When they write the book about the failings of the 2016-17 Timberwolves (please don't let there be a book), it could certainly go in chronological order with a first and important chapter on the 6-18 start — many of those games close losses against beatable teams.
There would be a hefty section on defense, of course. If there has been a true disappointment this season, it is that outside of a handful of games right after the All-Star break, the Timberwolves have not shown consistent improvement on that side of the ball even though the new head coach, Tom Thibodeau, came in with that as a calling card. Minnesota is 27th in the NBA in defensive rating. Last year it ranked 28th.
But if you are looking for a truly maddening and season-defining statistic — one around which you could probably build the thesis for this hypothetical book that nobody would want to read, let alone buy — it is this one, which was tweeted out a few days ago by Wolves radio broadcaster Alan Horton after a loss at Utah:
The Timberwolves are 24-22 this season in games in which they have held a double-digit lead. Horton dug a little deeper and tweeted that leaguewide, NBA teams that take a double-digit lead have won 79 percent of the time this season.

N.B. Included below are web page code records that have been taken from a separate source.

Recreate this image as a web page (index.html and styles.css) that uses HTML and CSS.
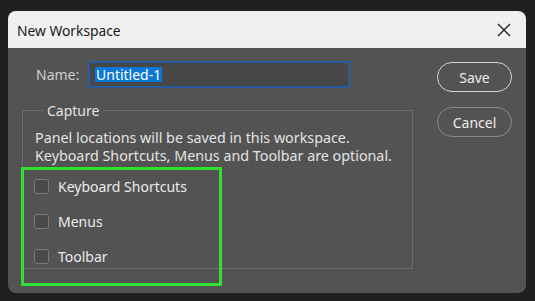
FILE: index.html
```html
<!DOCTYPE html>
<html>
<head>
<meta charset="utf-8">
<link rel="stylesheet" href="styles.css">
</head>
<body>
<div class="dialog">
  <div class="titlebar">
    <span class="title">New Workspace</span>
    <svg class="close" width="14" height="14" viewBox="0 0 14 14"><path d="M1 1 L13 13 M13 1 L1 13" stroke="#1a1a1a" stroke-width="1.3" fill="none"/></svg>
  </div>
  <div class="content">
    <div class="main">
      <div class="name-row">
        <label class="name-label">Name:</label>
        <div class="input"><span class="sel">Untitled-1</span></div>
      </div>
      <fieldset class="capture">
        <legend>Capture</legend>
        <p class="desc">Panel locations will be saved in this workspace.</p>
        <p class="desc">Keyboard Shortcuts, Menus and Toolbar are optional.</p>
        <div class="checks">
          <div class="check"><span class="box"></span><span>Keyboard Shortcuts</span></div>
          <div class="check"><span class="box"></span><span>Menus</span></div>
          <div class="check"><span class="box"></span><span>Toolbar</span></div>
        </div>
      </fieldset>
    </div>
    <div class="buttons">
      <button class="btn primary">Save</button>
      <button class="btn">Cancel</button>
    </div>
  </div>
</div>
<div class="highlight"></div>
</body>
</html>
```

FILE: styles.css
```css
html, body {
  margin: 0;
  padding: 0;
  background: #202020;
  font-family: "Noto Sans", "Open Sans", sans-serif;
}
body {
  width: 535px;
  height: 301px;
  overflow: hidden;
  position: relative;
}
.dialog {
  margin: 11px 0 0 8px;
  width: 518px;
  height: 282px;
  border-radius: 8px;
  background: #535353;
  overflow: hidden;
  display: flex;
  flex-direction: column;
}
.titlebar {
  height: 37px;
  background: #f0f0f0;
  display: flex;
  align-items: center;
  justify-content: space-between;
  padding: 0 15px 0 9px;
  flex-shrink: 0;
}
.title {
  font-size: 13.8px;
  color: #1a1a1a;
  position: relative;
  top: 1px;
}
.close { display: block; }
.content {
  display: flex;
  flex: 1;
  padding: 13px 14px 0 14px;
}
.main {
  flex: 1;
}
.name-row {
  display: flex;
  align-items: center;
  margin-left: 14px;
}
.name-label {
  font-size: 14px;
  color: #cfcfcf;
  width: 52px;
}
.input {
  width: 253px;
  height: 23px;
  border: 2px solid #2a5b9c;
  background: #474747;
  padding: 0 0 0 5px;
  display: flex;
  align-items: center;
}
.sel {
  background: #0a78d4;
  color: #ffffff;
  font-size: 14px;
  line-height: 15px;
  padding: 0 1px;
}
.capture {
  margin: 13px 0 0 0;
  width: 391px;
  height: 168px;
  border: 1px solid #6b6b6b;
  padding: 0 12px;
  box-sizing: border-box;
}
.capture legend {
  margin-left: 8px;
  padding: 0 4px;
  font-size: 14px;
  color: #e3e3e3;
}
.desc {
  margin: 0;
  font-size: 14.3px;
  line-height: 17.5px;
  height: 17.5px;
  color: #e3e3e3;
  white-space: nowrap;
}
.desc:first-of-type {
  margin-top: 9px;
}
.checks {
  margin-top: 12px;
  display: flex;
  flex-direction: column;
  gap: 15px;
}
.check {
  display: flex;
  align-items: center;
  gap: 9px;
  font-size: 14px;
  color: #ebebeb;
  height: 20px;
  margin-left: -1px;
}
.box {
  width: 13px;
  height: 13px;
  border: 1px solid #7a7a7a;
  border-radius: 3px;
  background: #4a4a4a;
}
.buttons {
  display: flex;
  flex-direction: column;
  gap: 15px;
  margin-top: 1px;
}
.btn {
  width: 75px;
  height: 30px;
  border-radius: 15px;
  border: 1px solid #8a8a8a;
  background: transparent;
  color: #ececec;
  font-family: "Noto Sans", "Open Sans", sans-serif;
  font-size: 14px;
  padding: 0;
}
.btn.primary {
  border: 1.5px solid #d6d6d6;
}
.highlight {
  position: absolute;
  left: 21px;
  top: 167px;
  width: 195px;
  height: 113px;
  border: 3px solid #2fe02f;
}
```
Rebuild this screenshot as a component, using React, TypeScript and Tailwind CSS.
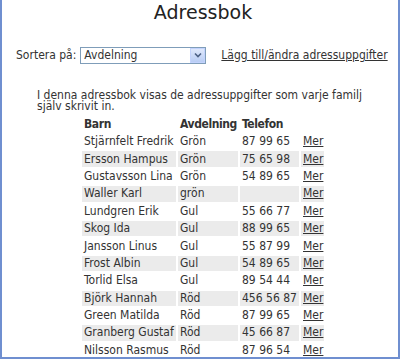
import React from 'react';

// Adressbok – lista med barn, avdelning och telefon
const rows: [string, string, string][] = [
  ['Stjärnfelt Fredrik', 'Grön', '87 99 65'],
  ['Ersson Hampus', 'Grön', '75 65 98'],
  ['Gustavsson Lina', 'Grön', '54 89 65'],
  ['Waller Karl', 'grön', ''],
  ['Lundgren Erik', 'Gul', '55 66 77'],
  ['Skog Ida', 'Gul', '88 99 65'],
  ['Jansson Linus', 'Gul', '55 87 99'],
  ['Frost Albin', 'Gul', '54 89 65'],
  ['Torlid Elsa', 'Gul', '89 54 44'],
  ['Björk Hannah', 'Röd', '456 56 87'],
  ['Green Matilda', 'Röd', '87 99 65'],
  ['Granberg Gustaf', 'Röd', '45 66 87'],
  ['Nilsson Rasmus', 'Röd', '87 96 54'],
];

export default function App() {
  return (
    <div
      className="w-[400px] h-[359px] overflow-hidden bg-white border-l-2 border-r-2 border-b-2 border-[#6f8fd0] text-[#333] text-[12px]"
      style={{ fontFamily: '"DejaVu Sans Condensed", "DejaVu Sans", sans-serif' }}
    >
      {/* rubrik */}
      <h1
        className="text-center text-[19px] leading-[24px] pl-[6px] text-[#222]"
        style={{ fontFamily: '"DejaVu Sans", sans-serif' }}
      >
        Adressbok
      </h1>

      {/* sortering + länk */}
      <div className="flex items-center mt-[22px] pl-[14px]">
        <span className="mr-[4px]">Sortera på:</span>
        <div className="flex items-center w-[126px] h-[17px] border border-[#7f9db9] bg-white">
          <span className="flex-1 pl-[3px] leading-[15px]">Avdelning</span>
          <span className="w-[15px] h-[15px] flex items-center justify-center bg-gradient-to-b from-[#dfe8fb] to-[#b9cdf5] border border-[#c3d3fd]">
            <svg width="8" height="6" viewBox="0 0 8 6">
              <path d="M1 1.5 L4 4.5 L7 1.5" fill="none" stroke="#4d6185" strokeWidth="1.6" />
            </svg>
          </span>
        </div>
        <a href="#" className="ml-[15px] underline text-[#333]">Lägg till/ändra adressuppgifter</a>
      </div>

      {/* beskrivning */}
      <p className="mt-[26px] pl-[35px] pr-[30px] leading-[11px]">
        I denna adressbok visas de adressuppgifter som varje familj själv skrivit in.
      </p>

      {/* tabell */}
      <table className="ml-[78px] mt-[3px] table-fixed w-[244px] border-separate border-spacing-[2px]">
        <colgroup>
          <col className="w-[94px]" />
          <col className="w-[60px]" />
          <col className="w-[59px]" />
          <col className="w-[23px]" />
        </colgroup>
        <thead>
          <tr>
            <th className="h-[15px] text-left font-bold px-[2px] leading-[15px] tracking-[-0.4px] whitespace-nowrap">Barn</th>
            <th className="h-[15px] text-left font-bold px-[2px] leading-[15px] tracking-[-0.4px] whitespace-nowrap">Avdelning</th>
            <th className="h-[15px] text-left font-bold px-[2px] leading-[15px] tracking-[-0.4px] whitespace-nowrap">Telefon</th>
            <th></th>
          </tr>
        </thead>
        <tbody>
          {rows.map((r, i) => {
            const bg = i % 2 === 1 ? 'bg-[#ebebeb]' : '';
            return (
              <tr key={r[0]}>
                <td className={`${bg} h-[15.4px] px-[2px] py-0 leading-[15px] whitespace-nowrap overflow-hidden`}>{r[0]}</td>
                <td className={`${bg} h-[15.4px] px-[2px] py-0 leading-[15px]`}>{r[1]}</td>
                <td className={`${bg} h-[15.4px] px-[2px] py-0 leading-[15px] whitespace-nowrap`}>{r[2]}</td>
                <td className={`${bg} h-[15.4px] px-[2px] py-0 leading-[15px]`}>
                  <a href="#" className="underline text-[#333]">Mer</a>
                </td>
              </tr>
            );
          })}
        </tbody>
      </table>
    </div>
  );
}
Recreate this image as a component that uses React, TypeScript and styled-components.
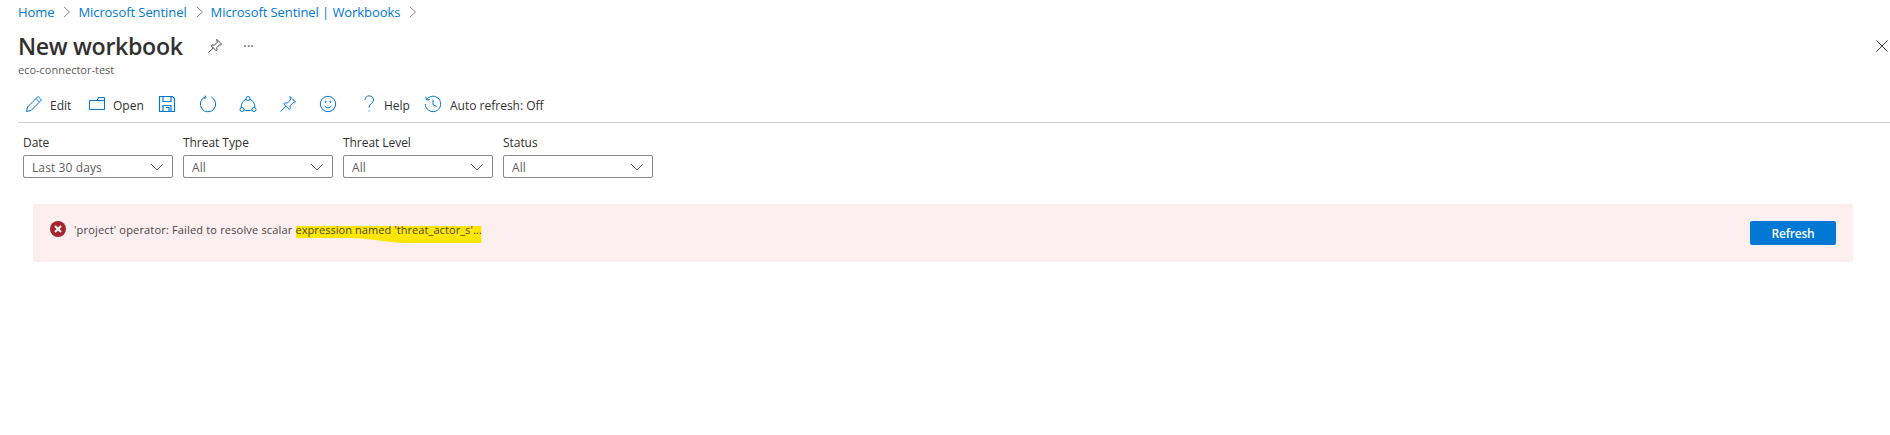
import React from 'react';
import styled, { createGlobalStyle } from 'styled-components';

const GlobalStyle = createGlobalStyle`
    html, body {
        margin: 0;
        padding: 0;
        background: #fff;
        font-family: "Open Sans", "Noto Sans", "Liberation Sans", sans-serif;
        color: #323130;
    }
`;

const Page = styled.div`
    width: 1890px;
    height: 435px;
    overflow: hidden;
    display: flex;
    flex-direction: column;
    padding-left: 18px;
    box-sizing: border-box;
`;

const Breadcrumb = styled.nav`
    height: 24px;
    display: flex;
    align-items: center;
    font-size: 13px;
    letter-spacing: -0.08px;
    color: #0078d4;
`;

const Crumb = styled.span`
    color: #0078d4;
`;

const CrumbSep = styled.svg`
    width: 8px;
    height: 12px;
    margin: 0 7px 0 9px;
    fill: none;
    stroke: #8a8886;
`;

const TitleRow = styled.div`
    height: 32px;
    margin-top: 6px;
    display: flex;
    align-items: center;
    padding-right: 2px;
`;

const Title = styled.h1`
    margin: 0;
    font-size: 23.2px;
    font-weight: 600;
    letter-spacing: -0.35px;
    color: #323130;
    width: 189px;
    flex: none;
`;

const TitleIcon = styled.svg`
    width: 16px;
    height: 16px;
    fill: none;
    stroke: #323130;
`;

const Ellipsis = styled.span`
    margin-left: 20px;
    font-size: 14px;
    line-height: 1;
    color: #605e5c;
`;

const CloseButton = styled.svg`
    margin-left: auto;
    width: 12px;
    height: 12px;
    stroke: #404040;
    stroke-width: 1;
`;

const Subtitle = styled.div`
    font-size: 11px;
    letter-spacing: 0;
    line-height: 16px;
    color: #605e5c;
`;

const Toolbar = styled.div`
    height: 33px;
    margin-top: 11px;
    display: flex;
    align-items: center;
    padding-left: 7px;
`;

const ToolButton = styled.div<{ $w: number }>`
    width: ${p => p.$w}px;
    flex: none;
    display: flex;
    align-items: center;
    font-size: 12px;
    letter-spacing: 0;
    color: #323130;
`;

const ToolIcon = styled.svg<{ $gap?: number }>`
    width: 18px;
    height: 18px;
    flex: none;
    fill: none;
    stroke: #0078d4;
    stroke-width: 1;
    margin-right: ${p => p.$gap ?? 0}px;
    margin-bottom: 3px;
`;

const Divider = styled.div`
    height: 1px;
    background: #d2d0ce;
`;

const Filters = styled.div`
    display: flex;
    gap: 10px;
    padding-left: 5px;
    margin-top: 9px;
`;

const Filter = styled.div`
    width: 150px;
`;

const FilterLabel = styled.div`
    font-size: 12px;
    line-height: 21px;
    margin-bottom: 2px;
    letter-spacing: -0.05px;
    color: #323130;
`;

const Select = styled.div`
    height: 23px;
    box-sizing: border-box;
    border: 1px solid #8a8886;
    border-radius: 2px;
    display: flex;
    align-items: center;
    justify-content: space-between;
    padding: 1px 8px 0;
    font-size: 12px;
    letter-spacing: 0.1px;
    color: #605e5c;
`;

const Chevron = styled.svg`
    width: 14px;
    height: 8px;
    fill: none;
    stroke: #605e5c;
`;

const ErrorBox = styled.div`
    height: 58px;
    width: 1820px;
    margin: 26px 0 0 15px;
    background: #fdefef;
    border-radius: 2px;
    display: flex;
    align-items: center;
    justify-content: space-between;
    padding: 0 17px;
    box-sizing: border-box;
`;

const ErrorMessage = styled.div`
    display: flex;
    align-items: center;
    margin-bottom: 8px;
`;

const ErrorIcon = styled.svg`
    width: 16px;
    height: 16px;
    flex: none;
    margin-right: 8px;
`;

const ErrorText = styled.div`
    font-size: 11px;
    letter-spacing: 0.17px;
    color: #484644;
`;

const Marked = styled.span`
    position: relative;
    z-index: 0;
    letter-spacing: 0.07px;
`;

const Marker = styled.svg`
    position: absolute;
    z-index: -1;
    left: 1px;
    right: 0;
    top: 4px;
    width: calc(100% - 1px);
    height: 17px;
    fill: #ffe600;
`;

const RefreshButton = styled.button`
    width: 86px;
    height: 24px;
    border: none;
    border-radius: 2px;
    background: #0078d4;
    color: #fff;
    font-family: inherit;
    font-size: 12px;
    font-weight: 600;
    letter-spacing: -0.2px;
    padding: 0;
`;

const Sep = () => (
    <CrumbSep viewBox="0 0 8 12"><path d="M1 1l5.500 5L1 11" /></CrumbSep>
);

const Arrow = () => (
    <Chevron viewBox="0 0 14 8"><path d="M1 1l6 6 6-6" /></Chevron>
);

const PinPath = 'M11 1.500l5.500 5.500-1 .8-1.200-.3-3.300 3.300.3 2.600-1 1L4.700 8.800l1-1 2.600.3 3.300-3.300-.3-1.200zM7 11.200l-5.500 5.300';

const filters = [
    { label: 'Date', value: 'Last 30 days' },
    { label: 'Threat Type', value: 'All' },
    { label: 'Threat Level', value: 'All' },
    { label: 'Status', value: 'All' },
];

export default function App() {
    return (
        <Page>
            <GlobalStyle />
            <Breadcrumb>
                <Crumb>Home</Crumb>
                <Sep />
                <Crumb>Microsoft Sentinel</Crumb>
                <Sep />
                <Crumb>Microsoft Sentinel | Workbooks</Crumb>
                <Sep />
            </Breadcrumb>
            <TitleRow>
                <Title>New workbook</Title>
                <TitleIcon viewBox="0 0 18 18"><path d={PinPath} /></TitleIcon>
                <Ellipsis>···</Ellipsis>
                <CloseButton viewBox="0 0 12 12"><path d="M0.500 0.500l11 11M11.500 0.500l-11 11" /></CloseButton>
            </TitleRow>
            <Subtitle>eco-connector-test</Subtitle>
            <Toolbar>
                <ToolButton $w={63}>
                    <ToolIcon $gap={7} viewBox="0 0 18 18">
                        <path d="M13 1.500l3.500 3.500L6 15.500l-4.500 1 1-4.500zM11 3.500l3.500 3.500" />
                    </ToolIcon>
                    Edit
                </ToolButton>
                <ToolButton $w={70}>
                    <ToolIcon $gap={7} viewBox="0 0 18 18">
                        <path d="M1.500 5.500h7.500l1.500-3h6v12h-15zM9 5.500h7.500" />
                    </ToolIcon>
                    Open
                </ToolButton>
                <ToolButton $w={41}>
                    <ToolIcon viewBox="0 0 18 18">
                        <path d="M1.500 1.500h13l2 2v13h-15zM5 1.500v5h8v-5M5 16.500v-6h8v6M8 12.500h3v4" strokeWidth="1.200" />
                    </ToolIcon>
                </ToolButton>
                <ToolButton $w={40}>
                    <ToolIcon viewBox="0 0 18 18">
                        <path d="M12.500 2.200A7.700 7.700 0 1 1 6 2M6 0.500l1 2-2 1.200" />
                    </ToolIcon>
                </ToolButton>
                <ToolButton $w={40}>
                    <ToolIcon viewBox="0 0 18 18">
                        <circle cx="9" cy="3.500" r="2" />
                        <circle cx="3" cy="14.500" r="2" />
                        <circle cx="15" cy="14.500" r="2" />
                        <path d="M7.200 4.200C4 5.500 2 8.500 2.200 12.600M10.800 4.200c3.200 1.300 5.200 4.300 5 8.400M5 14.800c2.500 1 5.500 1 8 0" />
                    </ToolIcon>
                </ToolButton>
                <ToolButton $w={40}>
                    <ToolIcon viewBox="0 0 18 18"><path d={PinPath} /></ToolIcon>
                </ToolButton>
                <ToolButton $w={41}>
                    <ToolIcon viewBox="0 0 18 18">
                        <circle cx="9" cy="9" r="7.700" />
                        <path d="M5.300 10.500c1.800 3 5.600 3 7.400 0" />
                        <circle cx="6.500" cy="6.800" r=".6" />
                        <circle cx="11.500" cy="6.800" r=".6" />
                    </ToolIcon>
                </ToolButton>
                <ToolButton $w={64}>
                    <ToolIcon $gap={6} viewBox="0 0 18 18">
                        <path d="M5 5c0-5.500 8.500-5.500 8.500 0 0 3.500-4.500 3.500-4.500 7.500M9 15.500v1" />
                    </ToolIcon>
                    Help
                </ToolButton>
                <ToolButton $w={120}>
                    <ToolIcon $gap={8} viewBox="0 0 18 18">
                        <path d="M2.500 4.800A7.700 7.700 0 1 1 1.300 9M1.800 1.500l.7 3.500 3.500-.4M9 4.500V9.500l3.500 2" />
                    </ToolIcon>
                    Auto refresh: Off
                </ToolButton>
            </Toolbar>
            <Divider />
            <Filters>
                {filters.map(f => (
                    <Filter key={f.label}>
                        <FilterLabel>{f.label}</FilterLabel>
                        <Select>
                            {f.value}
                            <Arrow />
                        </Select>
                    </Filter>
                ))}
            </Filters>
            <ErrorBox>
                <ErrorMessage>
                    <ErrorIcon viewBox="0 0 16 16">
                        <circle cx="8" cy="8" r="8" fill="#a4262c" />
                        <path d="M5 5l6 6M11 5l-6 6" stroke="#fff" strokeWidth="2" />
                    </ErrorIcon>
                    <ErrorText>
                        'project' operator: Failed to resolve scalar{' '}
                        <Marked>
                            <Marker viewBox="0 0 184 17" preserveAspectRatio="none">
                                <path d="M0 0H184V17H111C90 17 76 12 50 12H0z" />
                            </Marker>
                            expression named 'threat_actor_s'...
                        </Marked>
                    </ErrorText>
                </ErrorMessage>
                <RefreshButton>Refresh</RefreshButton>
            </ErrorBox>
        </Page>
    );
}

Let that sink in for a minute. The average NBA team, when acquiring a lead of at least 10 points in a game, wins about four of every five times. The Wolves? They barely win more than half the time — 52 percent, to be exact, with two games left in the season. If the Wolves had converted those leads into wins at the league average rate, they would have 12 more victories and might be gearing up for the playoffs.
If that isn't impressive/depressing enough, consider this (also from Horton's excellent @WolvesRadio feed): The Wolves have lost 11 games this year in which they led by at least 15 points — the most recent coming Thursday at Portland. That's the most losses when leading by that much by any NBA team since the 1996-97 season.
These are the ultimate good news/bad news statistics, right? The good news is the Wolves are talented enough to have built 46 double-digit leads. The bad news is they have enough deficiencies to have let so many slip away.
The aforementioned leaky defense is a main culprit. Youth can explain some of it. There is an element of "learning to win" that's hard to define but is real.
The team's depth (or lack thereof) also can't be overlooked. The Wolves are getting the fewest minutes and fewest points from their bench of any NBA team this season. That shows up in two ways: Leads dwindle when the Wolves' reserves play, and the team's starters aren't as fresh for crunch time.
Andrew Wiggins and Karl-Anthony Towns rank 1-2 in overall minutes played in the NBA this season. They have played all 80 games, as has Gorgui Dieng.
Theoretically the two young stars are getting plenty of late-game experience that should help in the future. If the Wolves can beef up their roster with a defensive stalwart or two — adding depth and defensive acumen at the same time — there might come a time when all these leads don't disappear.
The Wolves and their fans can only hope that happens before Wiggins, Towns and Co. are overcome by exhaustion, despair or both.